Heya,
Doing astrophotography with a 10 inch dob is not going to be easy, it can be done, but it will take some patience and practice. First of all, you have to figure out what it can do. You cannot take long exposure astrophotography with it, so that means no deep space objects (DSO). Your scope is very long, focal length of about 1,000mm or so I assume, which means the rotatation of the sky relative to you will be fast, and so it will blur when you try to take an image with the scope static pointing to a direction. This is why astrophotography uses tracking mounts. You cannot track with a dobsonian. But instead of talking about what you cannot do, here's what you can do: you can do lucky imaging via video while manually tracking a subject.

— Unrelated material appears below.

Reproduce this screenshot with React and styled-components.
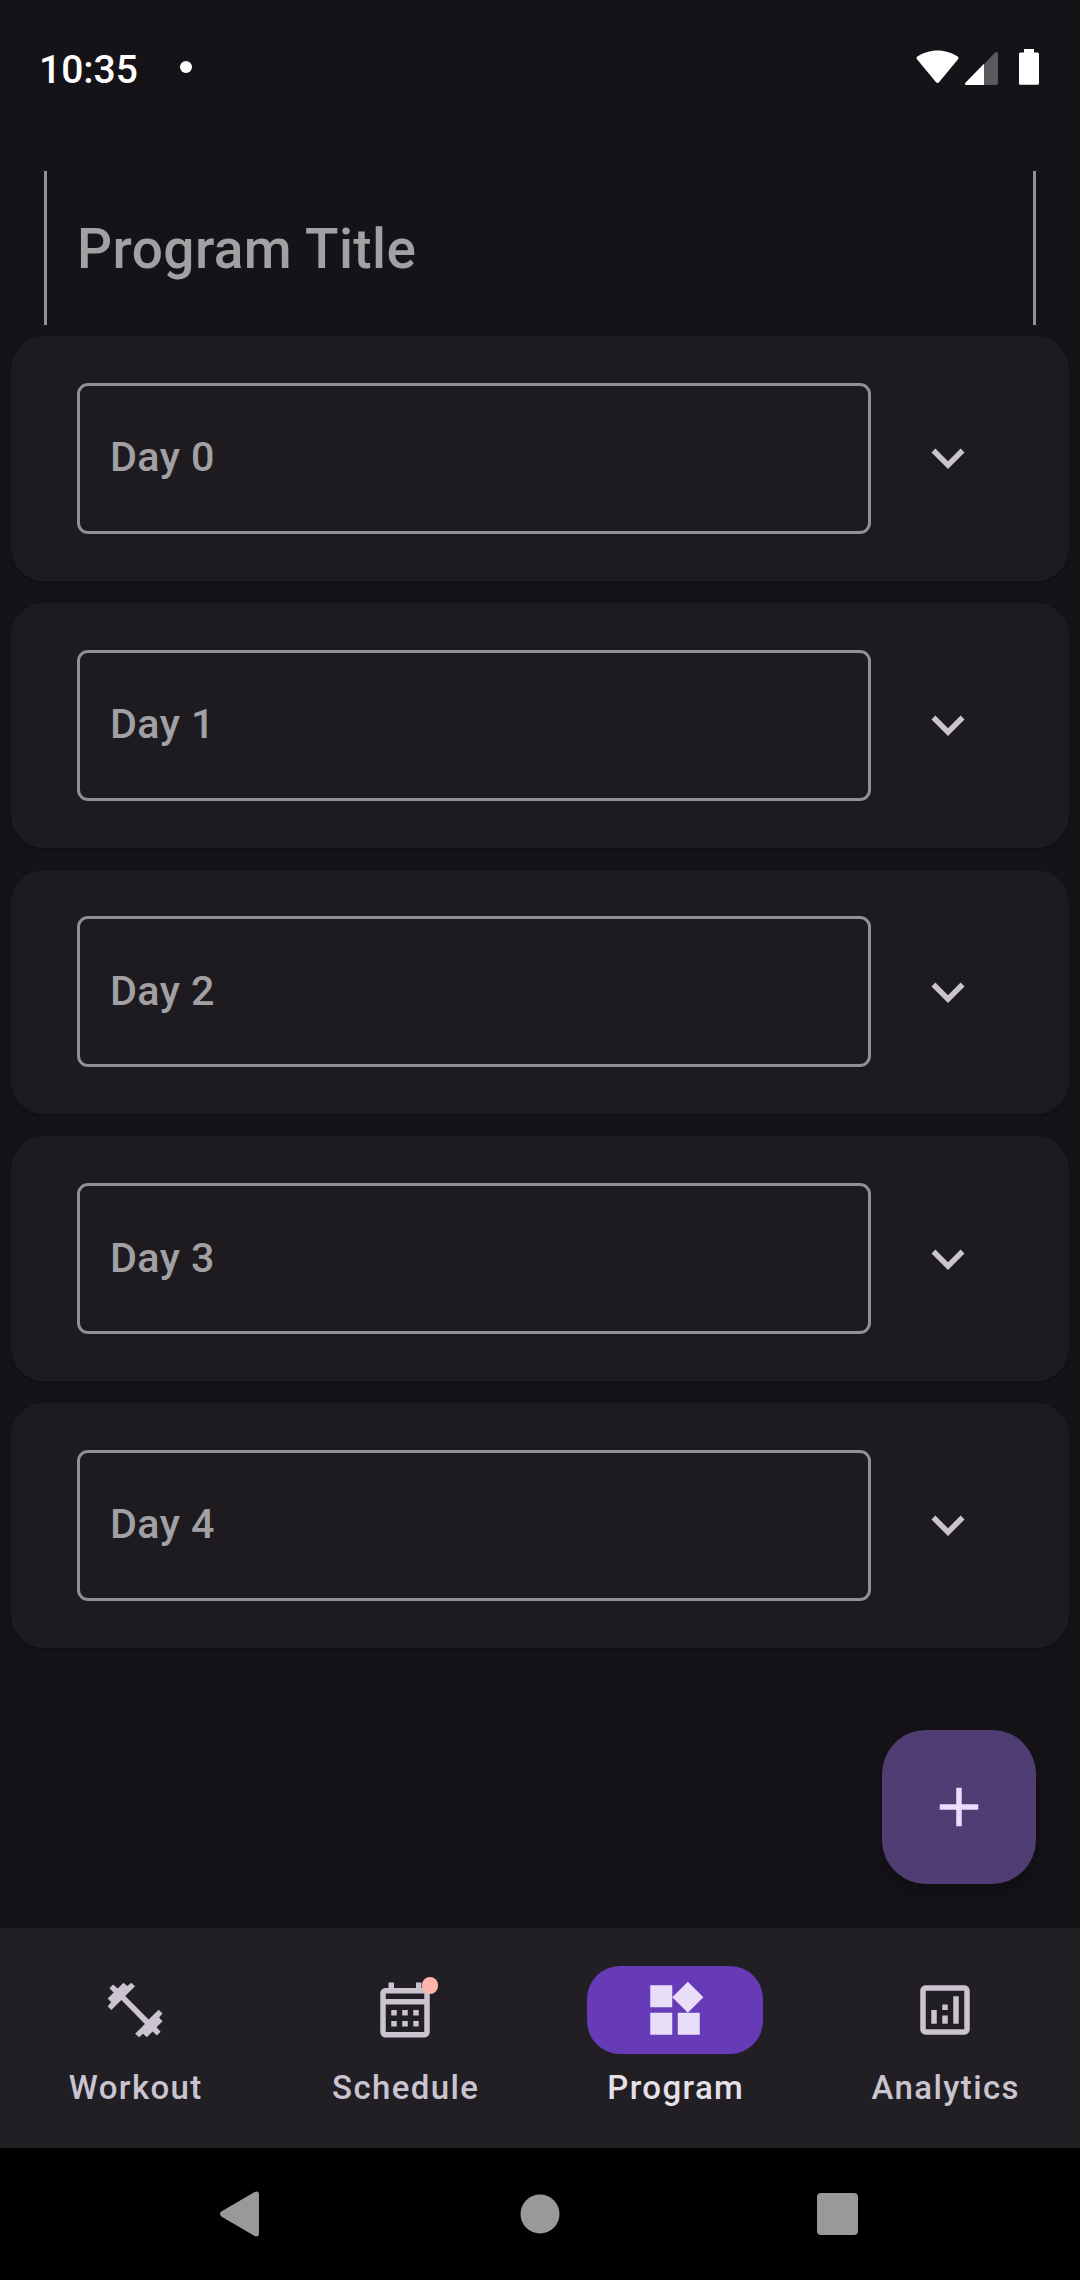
import React from 'react';
import styled, { createGlobalStyle } from 'styled-components';

const GlobalStyle = createGlobalStyle`
  * { box-sizing: border-box; }
  body {
    margin: 0;
    background: #151317;
    font-family: Roboto, "Noto Sans", sans-serif;
    font-weight: 500;
  }
`;

const Screen = styled.div`
  position: relative;
  display: flex;
  flex-direction: column;
  width: 1080px;
  height: 2280px;
  overflow: hidden;
  background: #151317;
`;

const StatusBar = styled.header`
  display: flex;
  align-items: center;
  height: 136px;
  padding: 0 41px 0 39px;
  color: #fff;
`;

const Clock = styled.span`
  width: 98px;
  font-size: 39px;
  line-height: 46px;
  padding-top: 4px;
`;

const NotificationDot = styled.span`
  width: 12px;
  height: 12px;
  margin: 0 auto 2px 43px;
  border-radius: 50%;
  background: #fff;
`;

const StatusIcon = styled.svg`
  display: block;
  width: ${(p) => p.$w}px;
  height: 36px;
  margin-left: ${(p) => p.$gap || 0}px;
  margin-bottom: 2px;
`;

const Content = styled.main`
  position: relative;
  flex: 1;
  display: flex;
  flex-direction: column;
  padding: 35px 11px 0;
`;

const TitleField = styled.div`
  display: flex;
  align-items: center;
  height: 154px;
  margin: 0 33px 11px;
  padding: 2px 30px 0;
  border: solid #938f99;
  border-width: 0 3px;
  color: #a1a0a3;
  font-size: 55px;
  line-height: 66px;
  letter-spacing: 0.4125px;
`;

const DayList = styled.div`
  display: flex;
  flex-direction: column;
  gap: 22px;
`;

const DayCard = styled.section`
  display: flex;
  align-items: center;
  height: 244.75px;
  padding: 0 55px 0 66px;
  border-radius: 33px;
  background: #1d1b20;
  box-shadow: 0 2px 4px rgba(0, 0, 0, 0.22);
`;

const DayField = styled.div`
  display: flex;
  flex: none;
  align-items: center;
  width: 794px;
  height: 151px;
  padding: 0 30px 2px;
  border: 3px solid #938f99;
  border-radius: 11px;
  color: #a1a0a3;
  font-size: 41.25px;
  line-height: 50px;
  letter-spacing: 0.4125px;
`;

const ExpandButton = styled.button`
  display: flex;
  flex: none;
  align-items: center;
  justify-content: center;
  width: 132px;
  height: 132px;
  margin-left: 11px;
  padding: 0;
  border: 0;
  background: none;
  color: #cac4d0;
`;

const Icon = styled.svg`
  display: block;
  width: 66px;
  height: 66px;
  fill: currentColor;
`;

const Fab = styled.button`
  position: absolute;
  right: 44px;
  bottom: 44px;
  display: flex;
  align-items: center;
  justify-content: center;
  width: 154px;
  height: 154px;
  padding: 0;
  border: 0;
  border-radius: 44px;
  background: #4f3d74;
  color: #eaddff;
  box-shadow: 0 8px 18px rgba(0, 0, 0, 0.3);
`;

const TabBar = styled.nav`
  display: flex;
  height: 220px;
  padding-top: 38px;
  background: #211f24;
`;

const Tab = styled.a`
  flex: 1;
  display: flex;
  flex-direction: column;
  align-items: center;
  gap: 12px;
  color: ${(p) => (p.$active ? '#e6e0e9' : '#cac4d0')};
`;

const Indicator = styled.span`
  position: relative;
  display: flex;
  align-items: center;
  justify-content: center;
  width: 176px;
  height: 88px;
  border-radius: 33px;
  background: ${(p) => (p.$active ? '#673ab7' : 'transparent')};
  color: ${(p) => (p.$active ? '#e8def8' : 'inherit')};
`;

const Badge = styled.span`
  position: absolute;
  top: 11px;
  right: 55px;
  width: 16.5px;
  height: 16.5px;
  border-radius: 50%;
  background: #ffb4ab;
`;

const TabLabel = styled.span`
  padding-left: 1.5px;
  font-size: 33px;
  line-height: 44px;
  letter-spacing: 1.375px;
`;

const SystemBar = styled.footer`
  display: flex;
  align-items: center;
  justify-content: space-between;
  height: 132px;
  padding: 0 222px 0 220px;
  background: #000;
`;

const SystemIcon = styled.svg`
  display: block;
  width: ${(p) => p.$w}px;
  height: 46px;
  fill: #999;
`;

const icons = {
  expand: 'M16.59 8.59L12 13.17 7.41 8.59 6 10l6 6 6-6z',
  add: 'M19 13h-6v6h-2v-6H5v-2h6V5h2v6h6v2z',
  dumbbell:
    'M2.7 4.05L4.05 2.7 5.7 4.2 7.8 2.05 9.2 3.3 10.65 2.05 12 3.4 8.45 6.95 16.95 15.45 20.6 11.9 22 13.3 20.75 14.7 22 16.1 19.85 18.25 21.3 19.95 19.95 21.3 18.4 19.8 16.3 21.95 14.9 20.65 13.5 21.95 12.05 20.6 15.6 17.05 7.05 8.4 3.4 12 2.05 10.6 3.35 9.2 2.05 7.8 4.25 5.65z',
  calendar:
    'M19 4h-1V2h-2v2H8V2H6v2H5c-1.11 0-1.99.9-1.99 2L3 20a2 2 0 0 0 2 2h14c1.1 0 2-.9 2-2V6c0-1.1-.9-2-2-2zm0 16H5V10h14v10zm0-12H5V6h14v2zM9 14H7v-2h2v2zm4 0h-2v-2h2v2zm4 0h-2v-2h2v2zm-8 4H7v-2h2v2zm4 0h-2v-2h2v2zm4 0h-2v-2h2v2z',
  widgets:
    'M13 13v8h8v-8h-8zM3 21h8v-8H3v8zM3 3v8h8V3H3zm13.66-1.31L11 7.34 16.66 13l5.66-5.66-5.66-5.65z',
  analytics:
    'M19 3H5c-1.1 0-2 .9-2 2v14c0 1.1.9 2 2 2h14c1.1 0 2-.9 2-2V5c0-1.1-.9-2-2-2zm0 2v14H5V5h14zM7 12h2v5H7zM15 7h2v10h-2zM11 14h2v3h-2zM11 10h2v2h-2z',
};

const Glyph = ({ name }) => (
  <Icon viewBox="0 0 24 24">
    <path d={icons[name]} fillRule="evenodd" />
  </Icon>
);

const days = ['Day 0', 'Day 1', 'Day 2', 'Day 3', 'Day 4'];

const tabs = [
  { label: 'Workout', icon: 'dumbbell' },
  { label: 'Schedule', icon: 'calendar', badge: true },
  { label: 'Program', icon: 'widgets', active: true },
  { label: 'Analytics', icon: 'analytics' },
];

export default function App() {
  return (
    <Screen>
      <GlobalStyle />
      <StatusBar>
        <Clock>10:35</Clock>
        <NotificationDot />
        <StatusIcon $w={43} viewBox="0 0 43 36">
          <path
            fill="#fff"
            d="M1.3 7.6C7 3.7 14 1.4 21.5 1.4S36 3.7 41.7 7.6c.9.6 1 1.7.3 2.6L23 33.2c-.8 1-2.2 1-3 0L1 10.2c-.7-.9-.6-2 .3-2.6z"
          />
        </StatusIcon>
        <StatusIcon $w={33} $gap={6} viewBox="0 0 33 36">
          <path fill="#5b595e" d="M19 15.2L30.2 3.6c1.1-1.2 2.8-.7 2.8.9V34c0 1.2-.8 2-2 2H19z" />
          <path fill="#fff" d="M19 14.8V36H1.5C0 36-.4 34.4.6 33.4z" />
        </StatusIcon>
        <StatusIcon $w={20} $gap={21} viewBox="0 0 20 36">
          <path
            fill="#fff"
            d="M5 0h10v3.6h3.4c.9 0 1.6.7 1.6 1.6v29c0 .9-.7 1.6-1.6 1.6H1.6C.7 35.8 0 35.1 0 34.2v-29c0-.9.7-1.6 1.6-1.6H5z"
          />
        </StatusIcon>
      </StatusBar>

      <Content>
        <TitleField>Program Title</TitleField>
        <DayList>
          {days.map((day) => (
            <DayCard key={day}>
              <DayField>{day}</DayField>
              <ExpandButton>
                <Glyph name="expand" />
              </ExpandButton>
            </DayCard>
          ))}
        </DayList>
        <Fab>
          <Glyph name="add" />
        </Fab>
      </Content>

      <TabBar>
        {tabs.map((tab) => (
          <Tab key={tab.label} $active={tab.active}>
            <Indicator $active={tab.active}>
              <Glyph name={tab.icon} />
              {tab.badge && <Badge />}
            </Indicator>
            <TabLabel>{tab.label}</TabLabel>
          </Tab>
        ))}
      </TabBar>

      <SystemBar>
        <SystemIcon $w={39} viewBox="0 0 39 46">
          <path d="M1.3 20.6L34.6 1c2-1.3 4.4-.5 4.400 1.900v40.200c0 2.400-2.400 3.200-4.400 1.900L1.300 25.400c-1.700-1.200-1.700-3.600 0-4.800z" />
        </SystemIcon>
        <SystemIcon $w={44} viewBox="0 0 44 46">
          <circle cx="24" cy="23" r="19.5" />
        </SystemIcon>
        <SystemIcon $w={41} viewBox="0 0 41 46">
          <rect y="2" width="41" height="42" rx="4" />
        </SystemIcon>
      </SystemBar>
    </Screen>
  );
}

You can either use your dSLR or a USB 3.0 camera of your choice, hook it up, achieve prime focus. Then, point it at the moon. Watch where the moon travels relative to the field of view. Move the scope so that the moon spends the most time in the field of view from one point to another. Practice doing that, and then roll some video while the moon is in the field of view. You should be able to get 100 frames or more maybe during that period. You can do the same thing with planets like Jupiter, which is out now. Just roll video while it's in the field of view. Do it over and over. Later, you'll take this video and stack and align it with something like Autostakkert!2 and create a single image from it.
Come on over to CloudyNights to learn more.
To truly start astrophotography, you're likely better off just using your dSLR and a short, fast camera lens and taking long exposures and learning how to do all this.